Он и в себе, вероятно, ощущал незавершенность. И это делало его иногда, как писали современники, „унылым“, „мрачным“, „странным“. Почему? Это извечный парадокс: созидание, даже гениальное, легче само-созидания. „Ранить“ резцом камень легче, точнее, не так больно, как ранить собственную душу».

В этой записи сам Павлинов, пожалуй, интереснее… Микеланджело. Мы теперь уже в лаборатории не мысли, а в лаборатории души, которую он часто ранил, и «умышленно», во время самосозидания, и нечаянно.

Но он умел уходить в мысль. Уходить в мысль от душевной боли. И наверное, именно потому, что он «уходил в мысль», она часто бывала неожиданной, как неожиданны улицы, по которым мы от чего-то убегаем, не разбирая дороги. Но поскольку был он натурой цельной, то при всей неожиданности это все же были улицы его мира.

«Эпоха Возрождения раскрыла с трагической выпуклостью и могущество, и бессилие человека, и, возможно, именно в этот момент была задумана новая фантастическая ветвь, в рождении которой мы участвуем сегодня. Байрон — это позднее и, как все поздние дети, странное дитя Ренессанса — имел дочь, которая и была создателем первой, говоря нынешней терминологией, электронно-вычислительной машины. Но мы по-прежнему романтически воспринимаем отца и забываем о его неромантической дочери. Если бы „гений эволюции“ умел улыбаться… Я об этом, кажется, уже писал».

И он опять возвращается от ума к сердцу, потому что все же, думаю, сердце было у него стабильнее ума.

«Особенность нравственных истин в том, что открыть и понять их гораздо легче, чем жить по ним. Вторая особенность нравственных истин: если человек думал и страдал сам, то открытие того, что было открыто раньше, все-таки нужно, это не „изобретение велосипеда“, это подлинное открытие».

Он сердцем и мыслил.

«В чем отличие энциклопедизма от универсализма?» — задавал он неожиданный, в сущности, достаточно «алгебраический» вопрос. И отвечал на него не умом, нет — сердцем.

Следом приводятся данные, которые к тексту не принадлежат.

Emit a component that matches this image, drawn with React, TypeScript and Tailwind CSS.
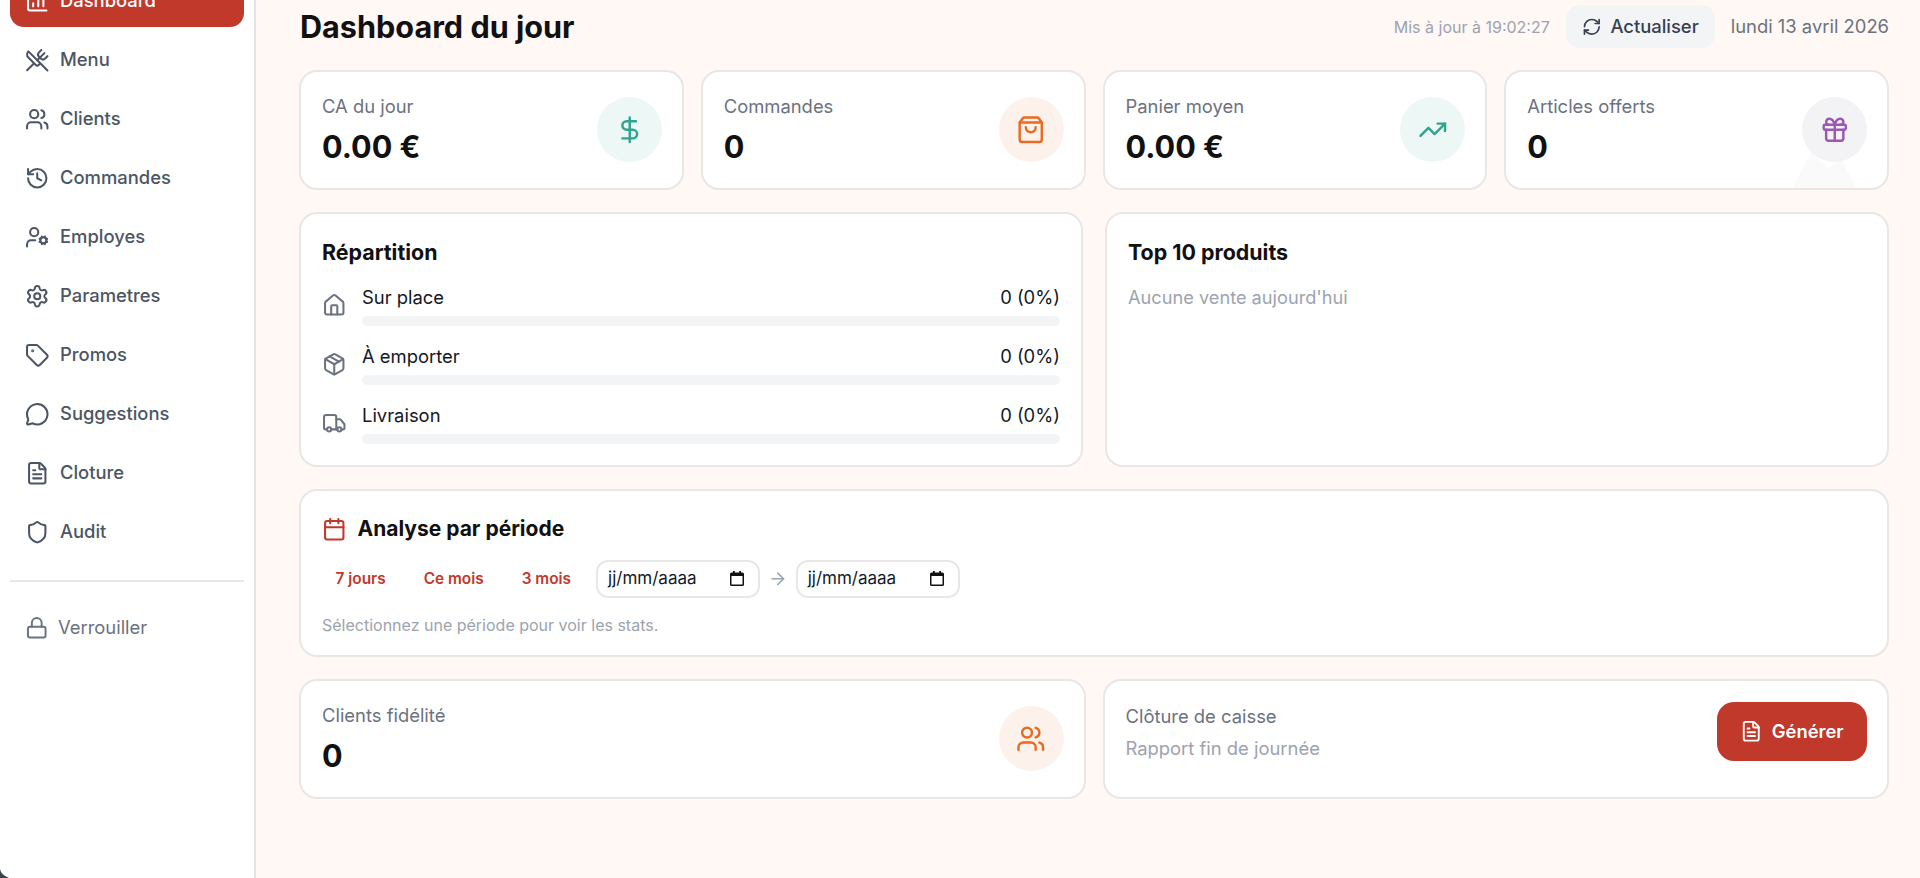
import {
  ChartColumn,
  UtensilsCrossed,
  Users,
  History,
  UserCog,
  Settings,
  Tag,
  MessageCircle,
  FileText,
  Shield,
  Lock,
  RefreshCw,
  DollarSign,
  ShoppingBag,
  TrendingUp,
  Gift,
  House,
  Package,
  Truck,
  Calendar,
  ArrowRight,
} from "lucide-react";

const navItems = [
  { label: "Menu", icon: UtensilsCrossed },
  { label: "Clients", icon: Users },
  { label: "Commandes", icon: History },
  { label: "Employes", icon: UserCog },
  { label: "Parametres", icon: Settings },
  { label: "Promos", icon: Tag },
  { label: "Suggestions", icon: MessageCircle },
  { label: "Cloture", icon: FileText },
  { label: "Audit", icon: Shield },
];

const channels = [
  { label: "Sur place", icon: House },
  { label: "À emporter", icon: Package },
  { label: "Livraison", icon: Truck },
];

function Sidebar() {
  return (
    <aside className="w-[256px] shrink-0 h-[878px] overflow-hidden bg-white border-r-2 border-[#e3e3e3] px-[10px]">
      <nav className="-mt-[27px] flex flex-col gap-[5px]">
        <div className="h-[54px] rounded-[14px] bg-[#c0392b] text-white flex items-center gap-[10.5px] px-[15px] pt-[2px] text-[18.4px] font-medium">
          <ChartColumn size={24.5} strokeWidth={2} />
          Dashboard
        </div>
        {navItems.map((item) => (
          <div key={item.label} className="h-[54px] flex items-center gap-[10.5px] px-[15px] pt-[2px] text-[18.4px] font-medium text-[#4b5563]">
            <item.icon size={24.5} strokeWidth={2} />
            {item.label}
          </div>
        ))}
      </nav>
      <div className="mt-[22px] border-t-2 border-[#e5e7eb] pt-[19px]">
        <div className="h-[54px] flex items-center gap-[10px] px-[14.5px] text-[18.4px] text-[#6b7280]">
          <Lock size={23.5} strokeWidth={2} />
          Verrouiller
        </div>
      </div>
    </aside>
  );
}

function StatCard({ label, value, icon: Icon, circle, color, children }: any) {
  return (
    <div className="relative overflow-hidden h-[120px] bg-white border-2 border-[#e9e7e6] rounded-[18px] pl-[21px] pr-[20px] flex justify-between pt-[24px]">
      {children}
      <div>
        <p className="text-[18.4px] leading-[21px] text-[#6b7280]">{label}</p>
        <p className="mt-[12px] text-[30.6px] leading-[36px] font-bold text-[#111111]">{value}</p>
      </div>
      <div className={`relative w-[65px] h-[65px] mt-[1px] rounded-full flex items-center justify-center ${circle} ${color}`}>
        <Icon size={29.5} strokeWidth={2} />
      </div>
    </div>
  );
}

function DateField() {
  return (
    <div className="w-[164px] h-[38px] flex items-center justify-between bg-white border-2 border-[#e9e7e6] rounded-[12px] pl-[10px] pr-[14px] text-[17px] text-[#111827]">
      jj/mm/aaaa
      <svg width="14" height="15" viewBox="0 0 14 15">
        <path d="M3 0h1.800v1.500h4.400V0H11v1.500h1.500A1.500 1.500 0 0 1 14 3v10.500a1.500 1.500 0 0 1-1.500 1.500h-11A1.500 1.500 0 0 1 0 13.500V3a1.500 1.500 0 0 1 1.500-1.500H3z" fill="#111111" />
        <rect x="1.500" y="5" width="11" height="8.500" fill="#ffffff" />
      </svg>
    </div>
  );
}

export default function App() {
  return (
    <div className="relative h-[878px] overflow-hidden flex bg-[#fff8f4] font-['Inter',sans-serif]">
      <Sidebar />

      <main className="flex-1 min-w-0 pl-[43px] pr-[31px]">
        <header className="h-[70px] flex items-start justify-between pt-[5px]">
          <h1 className="mt-[1px] ml-[1px] text-[30.6px] leading-[42px] font-bold text-[#111111]">Dashboard du jour</h1>
          <div className="flex items-center">
            <span className="text-[16px] text-[#9ca3af] mr-[16px]">Mis à jour à 19:02:27</span>
            <button className="h-[43px] w-[149px] rounded-[14px] bg-[#f3f4f6] flex items-center justify-center gap-[9px] text-[18.4px] font-medium text-[#374151]">
              <RefreshCw size={19.6} strokeWidth={2} />
              Actualiser
            </button>
            <span className="ml-[16px] text-[18.4px] text-[#6b7280]">lundi 13 avril 2026</span>
          </div>
        </header>

        <div className="flex flex-col gap-[22px]">
          <div className="grid grid-cols-4 gap-[17px]">
            <StatCard label="CA du jour" value="0.00 €" icon={DollarSign} circle="bg-[#edf7f6]" color="text-[#2fa58e]" />
            <StatCard label="Commandes" value="0" icon={ShoppingBag} circle="bg-[#fdf2eb]" color="text-[#ea6a1f]" />
            <StatCard label="Panier moyen" value="0.00 €" icon={TrendingUp} circle="bg-[#edf7f6]" color="text-[#2fa58e]" />
            <StatCard label="Articles offerts" value="0" icon={Gift} circle="bg-[#f3f2f5]" color="text-[#9b59b6]">
              <svg width="63" height="36" viewBox="0 0 63 36" className="absolute right-[31px] bottom-0">
                <path d="M0 36 L18 0 L28 10 L35 16 L44 10 L48 6 L63 36 Z" fill="#fafafa" />
              </svg>
            </StatCard>
          </div>

          <div className="grid grid-cols-2 gap-[22px]">
            <section className="h-[255px] bg-white border-2 border-[#e9e7e6] rounded-[18px] px-[21px] pt-[24px]">
              <h2 className="text-[21.4px] leading-[28px] font-bold text-[#111111]">Répartition</h2>
              <div className="mt-[19px] flex flex-col gap-[18px]">
                {channels.map((c) => (
                  <div key={c.label} className="flex items-center gap-[15.5px]">
                    <c.icon size={24.5} strokeWidth={2} className="text-[#6b7280]" />
                    <div className="flex-1">
                      <div className="flex justify-between text-[18.4px] leading-[24px] text-[#111827]">
                        <span>{c.label}</span>
                        <span>0 (0%)</span>
                      </div>
                      <div className="mt-[7px] h-[10px] rounded-full bg-[#f3f4f6]" />
                    </div>
                  </div>
                ))}
              </div>
            </section>
            <section className="h-[255px] bg-white border-2 border-[#e9e7e6] rounded-[18px] px-[21px] pt-[24px]">
              <h2 className="text-[21.4px] leading-[28px] font-bold text-[#111111]">Top 10 produits</h2>
              <p className="mt-[19px] text-[18.2px] leading-[24px] text-[#9ca3af]">Aucune vente aujourd'hui</p>
            </section>
          </div>

          <section className="h-[168px] bg-white border-2 border-[#e9e7e6] rounded-[18px] px-[21px] pt-[23px]">
            <div className="flex items-center gap-[11px]">
              <Calendar size={24.5} strokeWidth={2} className="text-[#c0392b]" />
              <h2 className="text-[21px] leading-[30px] font-bold text-[#111111]">Analyse par période</h2>
            </div>
            <div className="mt-[15.5px] flex items-center">
              <span className="ml-[13.5px] text-[15.4px] font-semibold text-[#c0392b]">7 jours</span>
              <span className="ml-[38px] text-[15.4px] font-semibold text-[#c0392b]">Ce mois</span>
              <span className="ml-[38px] text-[15.4px] font-semibold text-[#c0392b]">3 mois</span>
              <div className="ml-[25px]"><DateField /></div>
              <ArrowRight size={19.6} strokeWidth={2} className="mx-[8px] text-[#9ca3af]" />
              <DateField />
            </div>
            <p className="mt-[17px] text-[16px] leading-[20px] text-[#9ca3af]">Sélectionnez une période pour voir les stats.</p>
          </section>

          <div className="grid grid-cols-4 gap-[17px]">
            <div className="col-span-2">
              <StatCard label="Clients fidélité" value="0" icon={Users} circle="bg-[#fdf2eb]" color="text-[#ea6a1f]" />
            </div>
            <div className="col-span-2 h-[120px] bg-white border-2 border-[#e9e7e6] rounded-[18px] pl-[21px] pr-[20px] flex justify-between pt-[21px]">
              <div className="pt-[4px]">
                <p className="text-[18.4px] leading-[21px] text-[#6b7280]">Clôture de caisse</p>
                <p className="mt-[11px] text-[18.4px] leading-[21px] text-[#9ca3af]">Rapport fin de journée</p>
              </div>
              <button className="w-[150px] h-[59px] rounded-[17px] bg-[#c0392b] text-white flex items-center justify-center gap-[9px] text-[18.4px] font-semibold">
                <FileText size={22.5} strokeWidth={2} />
                Générer
              </button>
            </div>
          </div>
        </div>
      </main>

      {/* window corner showing through at the bottom left */}
      <svg width="9" height="9" viewBox="0 0 9 9" className="absolute left-0 bottom-0">
        <path d="M0 0 Q1 6 9 9 L0 9 Z" fill="#3f444c" />
      </svg>
    </div>
  );
}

«Энциклопедизм — уютен; даже читая Дидро, чувствуешь уют парижских салонов, увлекательных бесед, очаровательного общения с умными женщинами. Универсализм — неуютен, это сам неуют, это распахнутость во Вселенную, это Рильке, закрывающий собой амбразуру, через которую должны ворваться в нашу обыденность кометы и, может быть, даже созвездия. Универсализм — трагичен. Любой универсальный человек бросает вызов миру».

Тут, наверное, уместно воспользоваться известным сопоставлением — по Леонардо — жизни художника, живописца и скульптора.

Мы уже упоминали о том, что живописец по Леонардо, работает в светлой комнате, руки его и лицо чисты, он имеет красивый вид, его услаждает музыка. А ваятель в неистовой борьбе с камнем потен, запылен, «весь, словно мукой, обсыпанный мраморной пылью… кажется пекарем; он весь и покрыт мелкими осколками, словно его занесло снегом, а жилище запачкано и полно каменных осколков и пыли».